Pre-Reading
Pre-reading preparation can set the tone for the whole day or an entire unit, and it involves a teacher's ability to link students' prior knowledge to the new material. A quick pre-reading assessment, pre-test, or inventory can help to determine a student's current level of knowledge, and an Anticipation Guide, which contains ten to fifteen statements that reflect one narrow aspect of the material, can help students to challenge commonly held beliefs or begin to make connections to the text itself. An example of an Anticipation Guide for Of Mice and Men is found here.

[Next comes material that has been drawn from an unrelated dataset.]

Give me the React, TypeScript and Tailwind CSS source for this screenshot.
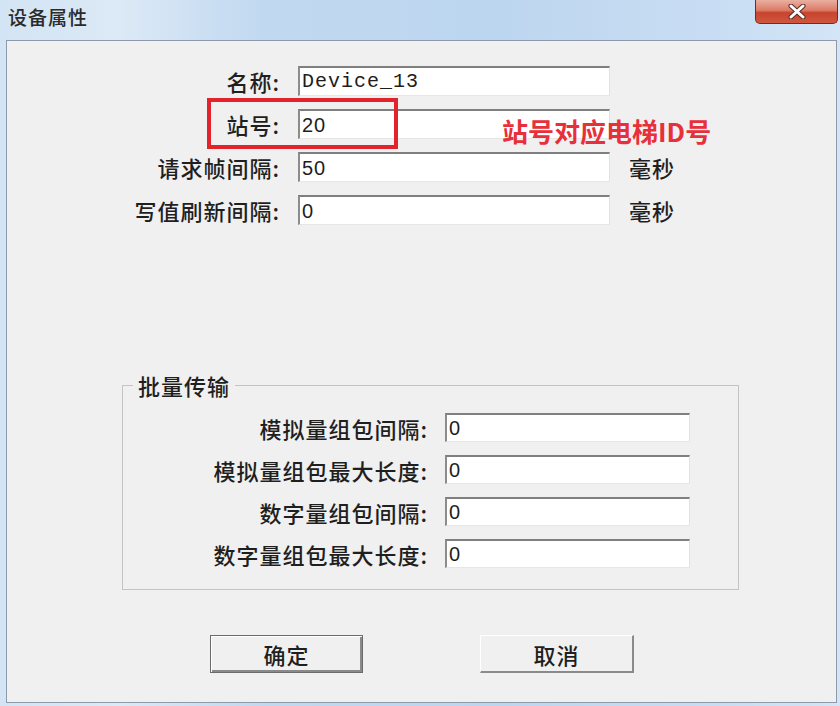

Another way of assessing students' prior knowledge is to do a K-W-L chart. Other ideas include the following:
- Outlining key vocabulary with a semantic map that illustrates the relationships among content words
- Identifying a problem to be solved
- Discussing related concepts in small or whole-class groups
- Showing a film
- Doing a gallery walk using related primary documents, pictures, or short texts to activate prior knowledge about a historical time period or scientific concept
- Setting up situations that require ethical choices
During Reading
Throughout the reading of a text, a teacher should be concerned with extending comprehension by exploring the implications of the unit's main idea, maintaining the level of interest, checking sutdent understanding, and monitoring vocabulary and organization of the passages. This can be done by asking students questions from all three levels of comprehension and encouraging multiple responses. To help students to work through a difficult text, Directed Reading-Thinking Activity (DR-TA) can be used as a strategy for "guiding interpretation, fostering prediction, and teaching students how to break material into chunks." Teachers can also create Selective Reading Guides, which walks students through a text to be read on his or her own, or Text Pattern Guides, which focus on a text's structure and organizational pattern. Other strategies recommended include the Three-Level Statement Guide, which exposes students to complexities in the material, or summary writing. The authors are careful to clarify, however, that a good summary follows the following strict guidelines:
- Must cover only main points
- Must not include examples, specifics, or arguments
- Must not use direct quotations, except for an irreplaceable phrase
- Must use a parallel structure to that of the original
- Must not allow undue space to a minor point
- Must add not material to the original and must not contain the opinion of the student
- Must be concise (rarely more than a page)
Postreading
After completing a text, a unit should focus on extending and refining new knowledge learned through a rich assortment of activities, from field trips to movies to student discussion. Great ideas for post reading activities include classroom debates, mock trials or television presentations or talk shows, student writing about what they read (reports, rewrites of a chapter, persuasive essays, dialogues or interviews, how-to manuals, book reviews, journal entries), creating graphic organizers of new information (charts, graphs, outlines, maps, List-Group-Label), tests, quizzes, and the list goes on and on. The goal here should be to evaluate what students have learned and to extend that learning beyond the text and into the upcoming course material.